Le 2 janvier, au matin, Forzinetti avertit Dreyfus qu’il recevrait dans l’après-midi la visite de sa femme : « J’espère te voir tout à l’heure et puiser des forces dans tes yeux. Soutenons-nous mutuellement envers et contre tous. Il me faut ton amour pour vivre ; sans cela le grand ressort serait cassé. »

Il compte les heures, les minutes, dans l’attente de la voir : « Mon cœur bat à se rompre. Tu n’es pas encore là, les secondes me paraissent des heures. Mon oreille est tendue pour écouter si quelqu’un vient me chercher. Je n’entends rien, j’attends toujours. »

Enfin, un gardien l’avertit, l’emmène au parloir de la prison. Ses jambes tremblaient en descendant ; il se roidissait « pour ne pas tomber par terre d’émotion ».

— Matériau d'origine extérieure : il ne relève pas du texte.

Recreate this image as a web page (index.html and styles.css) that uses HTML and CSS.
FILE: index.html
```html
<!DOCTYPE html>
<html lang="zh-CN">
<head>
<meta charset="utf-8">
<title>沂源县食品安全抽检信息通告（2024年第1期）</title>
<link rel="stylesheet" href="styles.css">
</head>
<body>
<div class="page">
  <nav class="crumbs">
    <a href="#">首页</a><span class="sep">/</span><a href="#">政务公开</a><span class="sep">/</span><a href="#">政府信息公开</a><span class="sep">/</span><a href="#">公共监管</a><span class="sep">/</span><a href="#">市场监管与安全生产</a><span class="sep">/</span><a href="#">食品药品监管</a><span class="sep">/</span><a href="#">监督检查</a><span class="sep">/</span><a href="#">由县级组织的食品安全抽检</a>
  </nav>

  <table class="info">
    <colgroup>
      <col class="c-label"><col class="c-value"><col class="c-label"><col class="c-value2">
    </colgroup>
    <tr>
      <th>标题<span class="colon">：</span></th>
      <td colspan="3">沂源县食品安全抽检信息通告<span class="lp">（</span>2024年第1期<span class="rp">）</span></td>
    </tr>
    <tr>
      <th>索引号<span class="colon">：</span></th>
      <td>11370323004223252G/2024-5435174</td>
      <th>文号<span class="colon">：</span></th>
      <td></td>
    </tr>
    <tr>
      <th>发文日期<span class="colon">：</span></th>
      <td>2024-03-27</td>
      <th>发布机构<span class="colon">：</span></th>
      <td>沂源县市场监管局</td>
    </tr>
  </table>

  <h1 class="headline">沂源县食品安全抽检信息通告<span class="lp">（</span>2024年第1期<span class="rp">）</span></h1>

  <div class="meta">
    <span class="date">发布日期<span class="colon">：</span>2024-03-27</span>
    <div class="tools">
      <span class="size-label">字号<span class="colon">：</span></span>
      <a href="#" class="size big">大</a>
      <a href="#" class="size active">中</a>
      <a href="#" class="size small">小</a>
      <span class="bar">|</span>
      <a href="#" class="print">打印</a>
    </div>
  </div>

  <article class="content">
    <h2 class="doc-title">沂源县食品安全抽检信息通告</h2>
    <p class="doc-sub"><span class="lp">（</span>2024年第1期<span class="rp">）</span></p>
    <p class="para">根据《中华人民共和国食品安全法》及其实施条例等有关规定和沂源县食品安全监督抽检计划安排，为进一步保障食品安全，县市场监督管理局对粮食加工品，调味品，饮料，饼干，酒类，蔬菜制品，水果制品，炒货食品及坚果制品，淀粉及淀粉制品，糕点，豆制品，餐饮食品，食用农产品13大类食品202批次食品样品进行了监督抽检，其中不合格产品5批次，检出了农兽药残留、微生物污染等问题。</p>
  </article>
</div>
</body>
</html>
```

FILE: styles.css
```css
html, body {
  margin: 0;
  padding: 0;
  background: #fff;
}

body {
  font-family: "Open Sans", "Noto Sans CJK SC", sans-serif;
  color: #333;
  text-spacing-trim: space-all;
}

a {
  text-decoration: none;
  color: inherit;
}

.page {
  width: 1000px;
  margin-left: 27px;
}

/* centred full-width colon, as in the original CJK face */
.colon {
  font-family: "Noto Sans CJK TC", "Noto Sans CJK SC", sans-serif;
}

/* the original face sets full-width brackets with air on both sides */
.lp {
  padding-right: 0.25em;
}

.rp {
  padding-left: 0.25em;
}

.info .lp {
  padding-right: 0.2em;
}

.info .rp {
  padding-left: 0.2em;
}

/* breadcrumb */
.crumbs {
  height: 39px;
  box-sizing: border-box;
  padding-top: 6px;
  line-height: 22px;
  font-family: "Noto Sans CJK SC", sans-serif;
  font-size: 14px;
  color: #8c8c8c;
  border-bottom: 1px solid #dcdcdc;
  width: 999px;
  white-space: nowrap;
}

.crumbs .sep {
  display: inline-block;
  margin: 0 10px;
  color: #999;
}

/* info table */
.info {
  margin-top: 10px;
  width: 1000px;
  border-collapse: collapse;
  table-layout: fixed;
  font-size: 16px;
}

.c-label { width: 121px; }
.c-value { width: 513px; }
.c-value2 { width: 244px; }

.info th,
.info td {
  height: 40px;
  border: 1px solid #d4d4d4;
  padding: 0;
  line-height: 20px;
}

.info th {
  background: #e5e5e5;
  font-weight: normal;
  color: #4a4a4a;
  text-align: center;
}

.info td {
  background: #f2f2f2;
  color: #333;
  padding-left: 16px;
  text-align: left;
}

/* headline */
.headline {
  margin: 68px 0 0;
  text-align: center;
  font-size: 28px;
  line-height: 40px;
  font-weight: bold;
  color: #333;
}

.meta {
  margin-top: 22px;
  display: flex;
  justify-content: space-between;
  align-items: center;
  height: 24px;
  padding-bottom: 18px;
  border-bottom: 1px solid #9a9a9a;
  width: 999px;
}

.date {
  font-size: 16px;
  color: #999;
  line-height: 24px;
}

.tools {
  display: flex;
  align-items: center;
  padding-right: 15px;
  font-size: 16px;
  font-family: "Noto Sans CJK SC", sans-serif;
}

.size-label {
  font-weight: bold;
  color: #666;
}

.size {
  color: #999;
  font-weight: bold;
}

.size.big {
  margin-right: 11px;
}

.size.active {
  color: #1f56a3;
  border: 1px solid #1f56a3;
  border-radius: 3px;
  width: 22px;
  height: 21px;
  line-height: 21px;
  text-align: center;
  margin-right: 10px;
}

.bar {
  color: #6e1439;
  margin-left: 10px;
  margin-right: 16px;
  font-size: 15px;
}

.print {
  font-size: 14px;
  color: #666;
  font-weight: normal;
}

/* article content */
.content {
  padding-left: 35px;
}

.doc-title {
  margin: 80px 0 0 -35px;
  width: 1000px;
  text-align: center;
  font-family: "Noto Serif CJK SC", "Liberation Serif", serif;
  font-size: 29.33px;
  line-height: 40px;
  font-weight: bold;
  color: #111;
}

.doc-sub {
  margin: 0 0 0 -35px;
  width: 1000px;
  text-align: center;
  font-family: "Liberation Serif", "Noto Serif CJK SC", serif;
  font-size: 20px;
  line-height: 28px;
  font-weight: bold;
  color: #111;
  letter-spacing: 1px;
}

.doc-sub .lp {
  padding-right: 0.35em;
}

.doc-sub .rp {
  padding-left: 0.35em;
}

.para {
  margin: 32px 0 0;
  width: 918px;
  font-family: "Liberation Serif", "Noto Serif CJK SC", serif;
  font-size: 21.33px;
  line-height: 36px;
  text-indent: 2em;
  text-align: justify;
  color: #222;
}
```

Ces deux malheureux êtres ne se virent qu’à travers une double grille treillagée, en présence de Forzinetti et de son agent principal. Forzinetti dut soutenir Lucie Dreyfus qui défaillait.

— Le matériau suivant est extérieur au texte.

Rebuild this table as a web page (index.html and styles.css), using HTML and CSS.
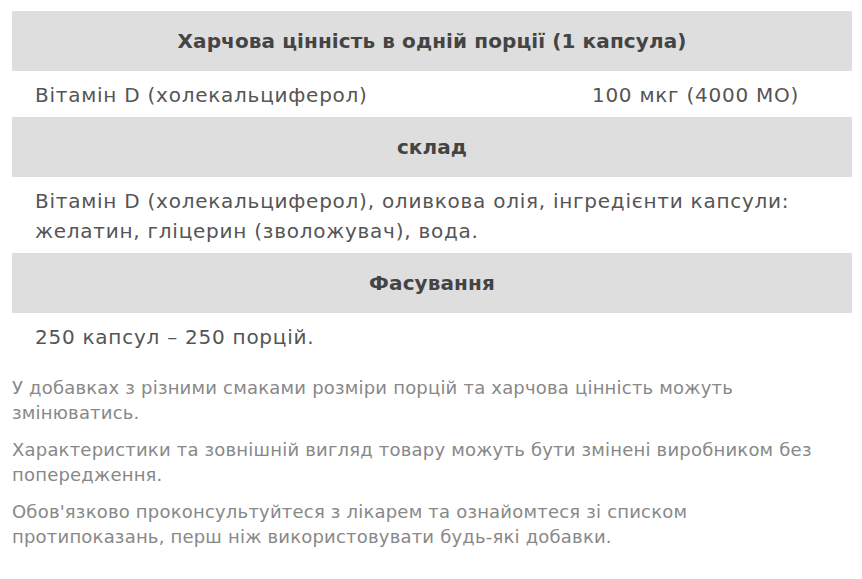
FILE: index.html
```html
<!DOCTYPE html>
<html lang="uk">
<head>
<meta charset="utf-8">
<link rel="stylesheet" href="styles.css">
</head>
<body>
<div class="wrap">
  <table class="facts">
    <tr><th colspan="2">Харчова цінність в одній порції (1 капсула)</th></tr>
    <tr><td class="name">Вітамін D (холекальциферол)</td><td class="val">100 мкг (4000 МО)</td></tr>
    <tr><th colspan="2">склад</th></tr>
    <tr><td colspan="2">Вітамін D (холекальциферол), оливкова олія, інгредієнти капсули: желатин, гліцерин (зволожувач), вода.</td></tr>
    <tr><th colspan="2">Фасування</th></tr>
    <tr><td colspan="2">250 капсул – 250 порцій.</td></tr>
  </table>
  <div class="notes">
    <p>У добавках з різними смаками розміри порцій та харчова цінність можуть змінюватись.</p>
    <p>Характеристики та зовнішній вигляд товару можуть бути змінені виробником без попередження.</p>
    <p>Обов'язково проконсультуйтеся з лікарем та ознайомтеся зі списком протипоказань, перш ніж використовувати будь-які добавки.</p>
  </div>
</div>
</body>
</html>
```
FILE: styles.css
```css
html, body {
  margin: 0;
  padding: 0;
  background: #ffffff;
}
body {
  font-family: "DejaVu Sans", "Open Sans", sans-serif;
  color: #555555;
}
.wrap {
  padding: 11px 10px 0 12px;
}
.facts {
  width: 840px;
  border-collapse: collapse;
  font-size: 20px;
  letter-spacing: 0.75px;
}
.facts th {
  background: #dedede;
  color: #444444;
  font-weight: 700;
  text-align: center;
  line-height: 30px;
  padding: 15px 23px;
  letter-spacing: 0.1px;
}
.facts td {
  line-height: 30px;
  padding: 9px 23px 7px;
  text-align: left;
  vertical-align: top;
  color: #555555;
}
.facts td.name {
  width: 66.3%;
  box-sizing: border-box;
}
.notes {
  margin-top: 16px;
  width: 830px;
  color: #888888;
  font-size: 18px;
  letter-spacing: 0.2px;
}
.notes p {
  margin: 0 0 12px 0;
  line-height: 25px;
}
```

Elle eût voulu embrasser son mari, le serrer dans ses bras. Ils ne purent se parler qu’à distance, dans le parloir sombre, froid, une véritable glacière[1]. Il chercha à lire dans le visage de sa femme « les traces qu’y avaient laissées la souffrance et la douleur ». Il y lut la foi absolue, l’infini de l’amour.

À bout de forces, il abrégea cette entrevue trop cruelle. Il se sauva, « ayant besoin d’aller se cacher pour pleurer un peu ». Il lui en fait aussitôt l’aveu : « Ne

  1. Cass., I, 321 Forzinetti ; Lettres d’un innocent, p. 49 et suiv.